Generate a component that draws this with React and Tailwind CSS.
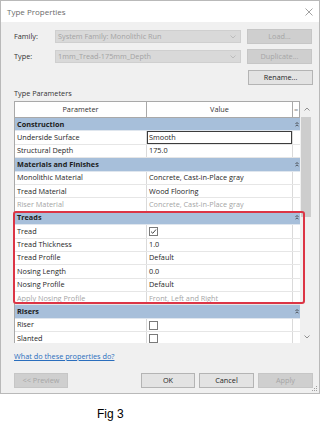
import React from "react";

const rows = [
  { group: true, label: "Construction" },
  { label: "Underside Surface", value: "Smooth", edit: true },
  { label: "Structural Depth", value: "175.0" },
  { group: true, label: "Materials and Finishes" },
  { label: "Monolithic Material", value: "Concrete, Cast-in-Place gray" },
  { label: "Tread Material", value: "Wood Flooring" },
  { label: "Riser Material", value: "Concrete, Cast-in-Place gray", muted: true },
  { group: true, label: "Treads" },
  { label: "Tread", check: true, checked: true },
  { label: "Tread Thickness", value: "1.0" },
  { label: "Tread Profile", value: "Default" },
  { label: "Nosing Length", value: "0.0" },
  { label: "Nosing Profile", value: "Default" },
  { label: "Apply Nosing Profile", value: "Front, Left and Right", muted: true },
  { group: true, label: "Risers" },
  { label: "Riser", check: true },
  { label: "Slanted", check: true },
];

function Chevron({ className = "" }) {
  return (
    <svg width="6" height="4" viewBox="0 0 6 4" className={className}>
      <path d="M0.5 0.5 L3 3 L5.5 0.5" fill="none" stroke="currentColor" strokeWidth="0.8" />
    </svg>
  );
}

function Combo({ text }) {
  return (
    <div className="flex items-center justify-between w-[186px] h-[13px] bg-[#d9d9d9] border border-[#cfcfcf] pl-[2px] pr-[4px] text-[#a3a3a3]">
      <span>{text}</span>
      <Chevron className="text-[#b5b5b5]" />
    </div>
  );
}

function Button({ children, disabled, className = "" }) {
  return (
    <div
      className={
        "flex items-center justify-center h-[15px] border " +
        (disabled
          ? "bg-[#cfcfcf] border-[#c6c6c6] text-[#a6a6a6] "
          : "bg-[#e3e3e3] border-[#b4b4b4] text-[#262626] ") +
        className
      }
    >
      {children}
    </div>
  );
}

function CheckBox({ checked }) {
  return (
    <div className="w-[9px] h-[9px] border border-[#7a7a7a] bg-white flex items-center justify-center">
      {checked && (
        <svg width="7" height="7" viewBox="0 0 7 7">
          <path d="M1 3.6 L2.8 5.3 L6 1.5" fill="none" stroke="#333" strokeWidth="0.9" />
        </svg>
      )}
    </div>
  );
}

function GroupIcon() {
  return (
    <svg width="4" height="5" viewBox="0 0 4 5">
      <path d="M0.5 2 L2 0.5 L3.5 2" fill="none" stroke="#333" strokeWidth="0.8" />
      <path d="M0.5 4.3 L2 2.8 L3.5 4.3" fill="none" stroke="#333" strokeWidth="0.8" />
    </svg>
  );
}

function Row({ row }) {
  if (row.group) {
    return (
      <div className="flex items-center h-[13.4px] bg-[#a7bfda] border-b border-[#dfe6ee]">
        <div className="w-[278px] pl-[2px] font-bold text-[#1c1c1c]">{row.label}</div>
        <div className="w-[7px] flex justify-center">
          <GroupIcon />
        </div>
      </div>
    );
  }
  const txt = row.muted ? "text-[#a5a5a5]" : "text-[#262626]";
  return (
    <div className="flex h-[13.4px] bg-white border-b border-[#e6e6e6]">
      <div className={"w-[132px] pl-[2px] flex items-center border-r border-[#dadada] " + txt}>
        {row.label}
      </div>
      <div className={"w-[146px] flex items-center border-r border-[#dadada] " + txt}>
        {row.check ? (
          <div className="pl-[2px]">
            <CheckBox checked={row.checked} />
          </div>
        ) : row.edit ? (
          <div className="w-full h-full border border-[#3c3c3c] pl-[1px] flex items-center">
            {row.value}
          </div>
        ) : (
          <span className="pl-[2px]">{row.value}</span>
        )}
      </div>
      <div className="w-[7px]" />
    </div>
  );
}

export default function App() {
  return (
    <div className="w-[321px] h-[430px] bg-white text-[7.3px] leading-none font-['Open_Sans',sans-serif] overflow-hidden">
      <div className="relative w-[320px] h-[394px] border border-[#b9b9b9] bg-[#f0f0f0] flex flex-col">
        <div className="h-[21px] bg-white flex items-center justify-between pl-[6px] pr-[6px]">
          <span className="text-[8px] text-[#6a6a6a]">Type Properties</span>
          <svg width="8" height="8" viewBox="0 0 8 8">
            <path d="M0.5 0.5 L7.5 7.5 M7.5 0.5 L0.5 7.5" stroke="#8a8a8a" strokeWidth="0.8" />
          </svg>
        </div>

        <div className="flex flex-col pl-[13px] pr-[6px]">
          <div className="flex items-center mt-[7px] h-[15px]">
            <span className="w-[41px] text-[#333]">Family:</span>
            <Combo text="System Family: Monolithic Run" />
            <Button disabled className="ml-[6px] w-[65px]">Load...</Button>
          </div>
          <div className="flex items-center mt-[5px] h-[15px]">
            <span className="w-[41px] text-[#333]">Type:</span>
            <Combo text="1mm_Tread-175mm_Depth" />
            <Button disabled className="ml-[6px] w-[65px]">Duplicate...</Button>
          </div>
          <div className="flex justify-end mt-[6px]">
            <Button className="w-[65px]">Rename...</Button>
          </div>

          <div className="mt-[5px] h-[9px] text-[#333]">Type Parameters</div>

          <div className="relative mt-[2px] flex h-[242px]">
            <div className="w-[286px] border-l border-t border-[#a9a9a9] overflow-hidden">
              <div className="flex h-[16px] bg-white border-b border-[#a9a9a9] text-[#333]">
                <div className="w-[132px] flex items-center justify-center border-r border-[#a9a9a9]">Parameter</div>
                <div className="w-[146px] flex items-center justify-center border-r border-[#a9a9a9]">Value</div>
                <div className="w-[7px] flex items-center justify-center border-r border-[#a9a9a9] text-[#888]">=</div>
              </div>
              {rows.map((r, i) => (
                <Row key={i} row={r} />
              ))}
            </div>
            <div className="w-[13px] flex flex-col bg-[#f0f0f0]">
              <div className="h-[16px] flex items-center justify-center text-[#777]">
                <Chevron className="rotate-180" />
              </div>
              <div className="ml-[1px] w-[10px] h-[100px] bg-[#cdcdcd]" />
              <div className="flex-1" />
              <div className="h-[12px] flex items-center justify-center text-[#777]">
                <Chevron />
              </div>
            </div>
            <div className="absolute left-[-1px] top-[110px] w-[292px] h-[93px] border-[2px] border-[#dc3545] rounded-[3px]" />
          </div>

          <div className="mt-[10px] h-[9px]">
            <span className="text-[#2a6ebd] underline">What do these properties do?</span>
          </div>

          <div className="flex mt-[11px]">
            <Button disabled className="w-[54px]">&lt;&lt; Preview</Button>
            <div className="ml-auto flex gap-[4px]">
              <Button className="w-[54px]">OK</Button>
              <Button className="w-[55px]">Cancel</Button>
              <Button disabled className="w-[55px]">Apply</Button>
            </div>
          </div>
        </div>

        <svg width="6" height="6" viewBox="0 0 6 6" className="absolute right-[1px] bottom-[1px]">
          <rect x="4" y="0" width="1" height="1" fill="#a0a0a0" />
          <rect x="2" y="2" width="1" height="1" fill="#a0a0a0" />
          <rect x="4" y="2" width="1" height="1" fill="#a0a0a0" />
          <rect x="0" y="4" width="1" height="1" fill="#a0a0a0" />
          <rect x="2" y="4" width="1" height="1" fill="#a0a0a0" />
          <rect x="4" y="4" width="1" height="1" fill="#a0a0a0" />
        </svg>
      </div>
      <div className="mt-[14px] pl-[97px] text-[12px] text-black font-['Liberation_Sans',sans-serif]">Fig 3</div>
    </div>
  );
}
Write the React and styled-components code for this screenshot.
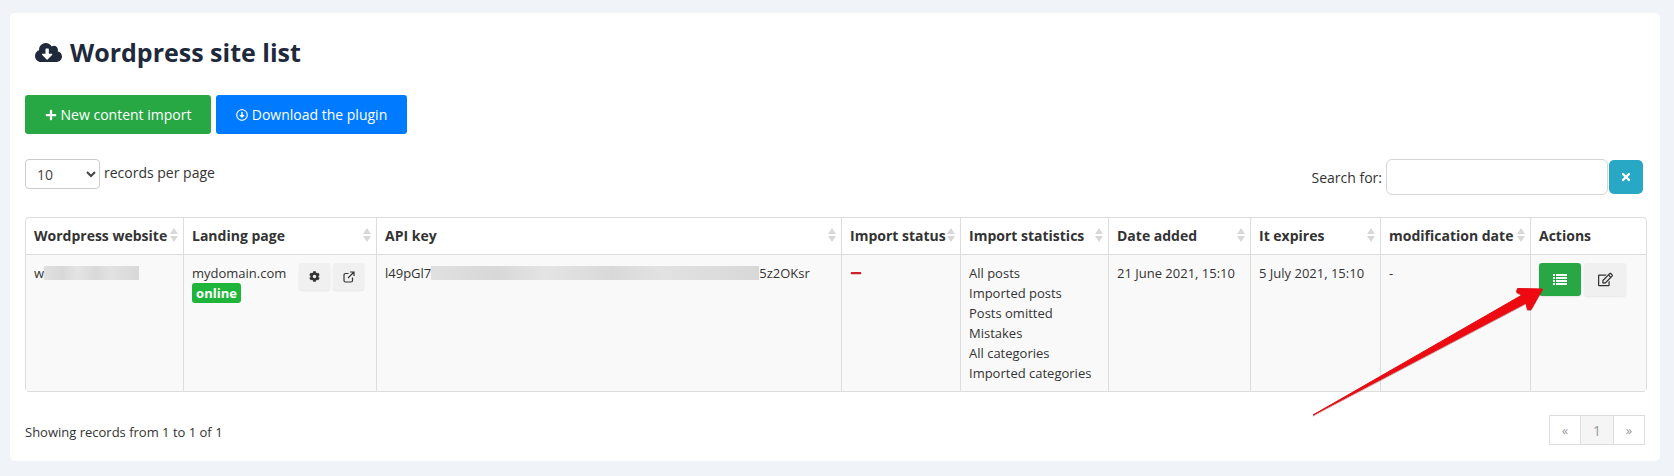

====

Write out the full listing verbatim, excluding its pictures.

Generate a component that draws this with React and Tailwind CSS.
import React from "react";

const rows = [
  { group: true, label: "Construction" },
  { label: "Underside Surface", value: "Smooth", edit: true },
  { label: "Structural Depth", value: "175.0" },
  { group: true, label: "Materials and Finishes" },
  { label: "Monolithic Material", value: "Concrete, Cast-in-Place gray" },
  { label: "Tread Material", value: "Wood Flooring" },
  { label: "Riser Material", value: "Concrete, Cast-in-Place gray", muted: true },
  { group: true, label: "Treads" },
  { label: "Tread", check: true, checked: true },
  { label: "Tread Thickness", value: "1.0" },
  { label: "Tread Profile", value: "Default" },
  { label: "Nosing Length", value: "0.0" },
  { label: "Nosing Profile", value: "Default" },
  { label: "Apply Nosing Profile", value: "Front, Left and Right", muted: true },
  { group: true, label: "Risers" },
  { label: "Riser", check: true },
  { label: "Slanted", check: true },
];

function Chevron({ className = "" }) {
  return (
    <svg width="6" height="4" viewBox="0 0 6 4" className={className}>
      <path d="M0.5 0.5 L3 3 L5.5 0.5" fill="none" stroke="currentColor" strokeWidth="0.8" />
    </svg>
  );
}

function Combo({ text }) {
  return (
    <div className="flex items-center justify-between w-[186px] h-[13px] bg-[#d9d9d9] border border-[#cfcfcf] pl-[2px] pr-[4px] text-[#a3a3a3]">
      <span>{text}</span>
      <Chevron className="text-[#b5b5b5]" />
    </div>
  );
}

function Button({ children, disabled, className = "" }) {
  return (
    <div
      className={
        "flex items-center justify-center h-[15px] border " +
        (disabled
          ? "bg-[#cfcfcf] border-[#c6c6c6] text-[#a6a6a6] "
          : "bg-[#e3e3e3] border-[#b4b4b4] text-[#262626] ") +
        className
      }
    >
      {children}
    </div>
  );
}

function CheckBox({ checked }) {
  return (
    <div className="w-[9px] h-[9px] border border-[#7a7a7a] bg-white flex items-center justify-center">
      {checked && (
        <svg width="7" height="7" viewBox="0 0 7 7">
          <path d="M1 3.6 L2.8 5.3 L6 1.5" fill="none" stroke="#333" strokeWidth="0.9" />
        </svg>
      )}
    </div>
  );
}

function GroupIcon() {
  return (
    <svg width="4" height="5" viewBox="0 0 4 5">
      <path d="M0.5 2 L2 0.5 L3.5 2" fill="none" stroke="#333" strokeWidth="0.8" />
      <path d="M0.5 4.3 L2 2.8 L3.5 4.3" fill="none" stroke="#333" strokeWidth="0.8" />
    </svg>
  );
}

function Row({ row }) {
  if (row.group) {
    return (
      <div className="flex items-center h-[13.4px] bg-[#a7bfda] border-b border-[#dfe6ee]">
        <div className="w-[278px] pl-[2px] font-bold text-[#1c1c1c]">{row.label}</div>
        <div className="w-[7px] flex justify-center">
          <GroupIcon />
        </div>
      </div>
    );
  }
  const txt = row.muted ? "text-[#a5a5a5]" : "text-[#262626]";
  return (
    <div className="flex h-[13.4px] bg-white border-b border-[#e6e6e6]">
      <div className={"w-[132px] pl-[2px] flex items-center border-r border-[#dadada] " + txt}>
        {row.label}
      </div>
      <div className={"w-[146px] flex items-center border-r border-[#dadada] " + txt}>
        {row.check ? (
          <div className="pl-[2px]">
            <CheckBox checked={row.checked} />
          </div>
        ) : row.edit ? (
          <div className="w-full h-full border border-[#3c3c3c] pl-[1px] flex items-center">
            {row.value}
          </div>
        ) : (
          <span className="pl-[2px]">{row.value}</span>
        )}
      </div>
      <div className="w-[7px]" />
    </div>
  );
}

export default function App() {
  return (
    <div className="w-[321px] h-[430px] bg-white text-[7.3px] leading-none font-['Open_Sans',sans-serif] overflow-hidden">
      <div className="relative w-[320px] h-[394px] border border-[#b9b9b9] bg-[#f0f0f0] flex flex-col">
        <div className="h-[21px] bg-white flex items-center justify-between pl-[6px] pr-[6px]">
          <span className="text-[8px] text-[#6a6a6a]">Type Properties</span>
          <svg width="8" height="8" viewBox="0 0 8 8">
            <path d="M0.5 0.5 L7.5 7.5 M7.5 0.5 L0.5 7.5" stroke="#8a8a8a" strokeWidth="0.8" />
          </svg>
        </div>

        <div className="flex flex-col pl-[13px] pr-[6px]">
          <div className="flex items-center mt-[7px] h-[15px]">
            <span className="w-[41px] text-[#333]">Family:</span>
            <Combo text="System Family: Monolithic Run" />
            <Button disabled className="ml-[6px] w-[65px]">Load...</Button>
          </div>
          <div className="flex items-center mt-[5px] h-[15px]">
            <span className="w-[41px] text-[#333]">Type:</span>
            <Combo text="1mm_Tread-175mm_Depth" />
            <Button disabled className="ml-[6px] w-[65px]">Duplicate...</Button>
          </div>
          <div className="flex justify-end mt-[6px]">
            <Button className="w-[65px]">Rename...</Button>
          </div>

          <div className="mt-[5px] h-[9px] text-[#333]">Type Parameters</div>

          <div className="relative mt-[2px] flex h-[242px]">
            <div className="w-[286px] border-l border-t border-[#a9a9a9] overflow-hidden">
              <div className="flex h-[16px] bg-white border-b border-[#a9a9a9] text-[#333]">
                <div className="w-[132px] flex items-center justify-center border-r border-[#a9a9a9]">Parameter</div>
                <div className="w-[146px] flex items-center justify-center border-r border-[#a9a9a9]">Value</div>
                <div className="w-[7px] flex items-center justify-center border-r border-[#a9a9a9] text-[#888]">=</div>
              </div>
              {rows.map((r, i) => (
                <Row key={i} row={r} />
              ))}
            </div>
            <div className="w-[13px] flex flex-col bg-[#f0f0f0]">
              <div className="h-[16px] flex items-center justify-center text-[#777]">
                <Chevron className="rotate-180" />
              </div>
              <div className="ml-[1px] w-[10px] h-[100px] bg-[#cdcdcd]" />
              <div className="flex-1" />
              <div className="h-[12px] flex items-center justify-center text-[#777]">
                <Chevron />
              </div>
            </div>
            <div className="absolute left-[-1px] top-[110px] w-[292px] h-[93px] border-[2px] border-[#dc3545] rounded-[3px]" />
          </div>

          <div className="mt-[10px] h-[9px]">
            <span className="text-[#2a6ebd] underline">What do these properties do?</span>
          </div>

          <div className="flex mt-[11px]">
            <Button disabled className="w-[54px]">&lt;&lt; Preview</Button>
            <div className="ml-auto flex gap-[4px]">
              <Button className="w-[54px]">OK</Button>
              <Button className="w-[55px]">Cancel</Button>
              <Button disabled className="w-[55px]">Apply</Button>
            </div>
          </div>
        </div>

        <svg width="6" height="6" viewBox="0 0 6 6" className="absolute right-[1px] bottom-[1px]">
          <rect x="4" y="0" width="1" height="1" fill="#a0a0a0" />
          <rect x="2" y="2" width="1" height="1" fill="#a0a0a0" />
          <rect x="4" y="2" width="1" height="1" fill="#a0a0a0" />
          <rect x="0" y="4" width="1" height="1" fill="#a0a0a0" />
          <rect x="2" y="4" width="1" height="1" fill="#a0a0a0" />
          <rect x="4" y="4" width="1" height="1" fill="#a0a0a0" />
        </svg>
      </div>
      <div className="mt-[14px] pl-[97px] text-[12px] text-black font-['Liberation_Sans',sans-serif]">Fig 3</div>
    </div>
  );
}
Write the React and styled-components code for this screenshot.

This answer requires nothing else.